A repeat customer recently asked for a price quote for an in-motion checkweigher. After reviewing the pre-quote questionnaire, I mentioned that I would include an option that his previous checkweighers did not include. This new quote would specify shroud covers for the stand in addition to the draft cover that we include as standard. Draft covers are placed above the conveyor scale. Shroud covers are placed around the stands to guard against moving air from all other directions.
My customer asked why I thought shroud covers were important since they had not been included on two previous in-motion checkweighers his company had purchased.
I pointed out that the other checkweighers his company had purchased were weighing boxes of 30 to 40 pounds to a division size of 0.05 lbs. The draft cover that we included as a standard item was all that was needed for those situations.
This time the application was to checkweigh baked goods and they needed to be diverted if they were 20 grams too heavy or 20 grams too light. In addition to the greater sensitivity required, the scale itself had a lot of surface area in order to accommodate the size of the baked goods.
The required sensitivity combined with the number of square inches represented by the conveyor scale section meant that air movements from various directions could easily have an impact on the scale’s performance.
Here’s a great way to see the impact that even slight moving air can have on sensitive weighing equipment.
Take a basic lab balance and set the units to grams. Position yourself about a foot or so from the balance and exhale toward the weigh platter with the amount of air that might cause a birthday candle to flicker. You will most likely see a three-to-five gram read out on the display. That’s how easy it is for air currents to have an impact on the weighing performance of a very sensitive scale.
We recommend shroud covers for the stand when the application allows and we see a possibility that air movement could negatively impact a checkweigher’s performance.
A conveyor scale is a live scale supporting a section of conveyor. It provides weight data of the items which cross it for various activities.

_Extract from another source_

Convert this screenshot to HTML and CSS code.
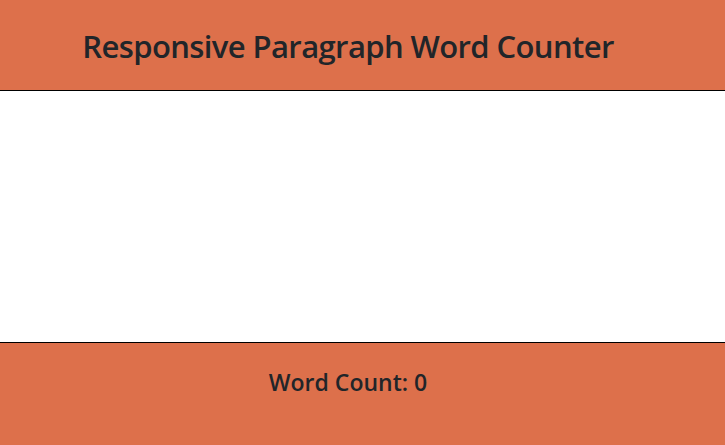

This data may be utilized and incorporated with label printing and application.
In-motion conveyor scales function by averaging multiple weight measurements as an item passes across the scale section. Photo eyes are positioned so as to initiate and terminate the averaging while an item is solely on the scale section. This of course indicates the need for product spacing. There can be no accuracy if more than one item is on the live scale section at the same time. For this reason, there are often methods introduced to induce the spacing required for only one item crossing the scale at a time.
Sometimes conveyor scales simply accumulate total items and weight volume over a period of time for accountability and record keeping. Some conveyor scales accomplishing this activity are referred to as flow scales, as they monitor the weight volume of materials flowing across the scale in a continuous stream for a measured segment of time per revolution of the conveyor belt as determined by an encoder device. Obviously this is a specific type of conveyor scale.
In contrast to the scale activity mentioned above, a checkweigher scale provides the functionality of setting weight specifications for rejecting or diverting items accordingly. As individual items cross the live scale section, the weight of the individual item is checked against the established set points for respective action after leaving the scale. There may be several different points forward of the scale at which a product may be diverted according to program activities in response to the weight set points. Items might be diverted for reworking because of over or under weights according to targeted values. Thus the items crossing a checkweigher scale are manipulated according to the set values for respective activity.
In conclusion, a conveyor scale provides weight information for utilization and application, where as a checkweigher results in material manipulation according to variable weigh data and set points established by the user.
What are the differences between conveyor scales and checkweighers?
Let’s first describe a checkweigher; a checkweigher is a scale that allows you to set a target weight for a product often referred to as the “Accept range”. Other ranges can include “Over,” “Under,” “Accept Over” and “Accept Under.”
The accept range is generally a very small range where the target weight was almost perfectly hit. The accept over and accept under ranges refer to a product whose weight just slightly missed the target weight but is still acceptable enough to pass inspection. The over and under ranges are set to where a product is too far off of the target range to pass inspection at all, and will need to be reworked.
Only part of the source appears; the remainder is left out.